Heratio Help Center article. Category: Technical / Integration.

Open Data: Linked-Data Crawl Sitemap User Guide

Overview

The linked-data crawl sitemap helps search engines and Linked-Open-Data crawlers discover every entity in the collection's open-data graph. Where the public sitemap at /sitemap.xml lists the human record pages, this sitemap lists the stable, dereferenceable /id/... entity URIs - one per published record, per actor (person, corporate body, family), and per controlled-vocabulary term (place, subject, genre). A single index at /sitemap-data.xml links per-type sitemaps so a crawler can walk the whole graph. Start at /sitemap-data.xml.


What it does

These endpoints publish the open-data graph's entity URIs as standards-based XML sitemaps for crawling:

  • /sitemap-data.xml is a sitemap index: it links the per-type sitemaps below (and, when a type is large, each of its numbered pages). Fetch this one document to discover everything else.
  • /sitemap-data-records.xml lists the /id/{slug} identity URI of every published record.
  • /sitemap-data-actors.xml lists the /id/actor/{slug} URI of every actor (person, corporate body, family).
  • /sitemap-data-terms.xml lists the /id/term/{slug} URI of every controlled-vocabulary term.

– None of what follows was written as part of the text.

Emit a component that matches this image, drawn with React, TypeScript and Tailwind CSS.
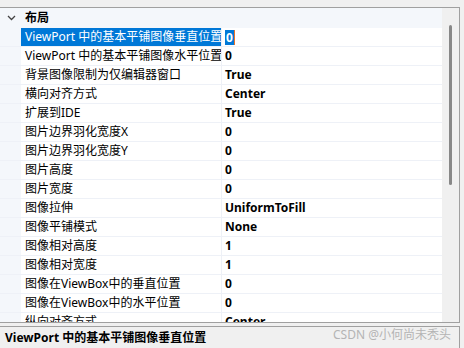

Each entry is a stable, dereferenceable entity URI - the same /id/... surface that serves JSON-LD, Turtle and RDF/XML by content negotiation - so a crawler that finds a URI here can fetch the entity's full linked-data description.


How to use it

  1. Discover the graph: fetch /sitemap-data.xml (for example https://your-site.example/sitemap-data.xml). It returns a sitemap index linking the per-type sitemaps.
  2. Enumerate a type: follow the index entries, or fetch a per-type sitemap directly, such as /sitemap-data-records.xml, /sitemap-data-actors.xml or /sitemap-data-terms.xml.
  3. Page through large types: when a type holds more than 50000 entities, the index lists numbered pages; request a page with ?page=N (for example https://your-site.example/sitemap-data-records.xml?page=2).
  4. Dereference an entity: take any /id/... URL from a sitemap and fetch it with an Accept header (application/ld+json, text/turtle or application/rdf+xml) to get the entity's linked-data description.
  5. Advertise it: point your crawler configuration (or a robots Sitemap: line) at /sitemap-data.xml alongside the existing /sitemap.xml.

Good to know

  • Each per-type sitemap is capped at 50000 URLs (the sitemaps.org limit); larger types are split across numbered ?page=N sitemaps, all listed in the index.
  • Only published records are listed; drafts are never exposed. Actors and terms are reference (authority) entities and are listed as such.
  • Every /loc URL is built from the request's own host, so the sitemap is correct on any deployment - no hardcoded address.
  • These sitemaps are read-only, require no authentication, and are CORS-open, so any crawler may fetch them.
  • An empty collection still returns a valid (empty) sitemap rather than an error.
  • This crawl sitemap is the discovery counterpart to /sitemap.xml (human record pages) and /api/v1/graph/sitemap.xml (per-record graph neighbourhoods); together they cover pages, neighbourhoods and entity identities.
  • The full open-data offering is indexed at /open-data/protocol, which now lists this sitemap among its surfaces.
  • Examples here use your-site.example as a placeholder; substitute your own site's address.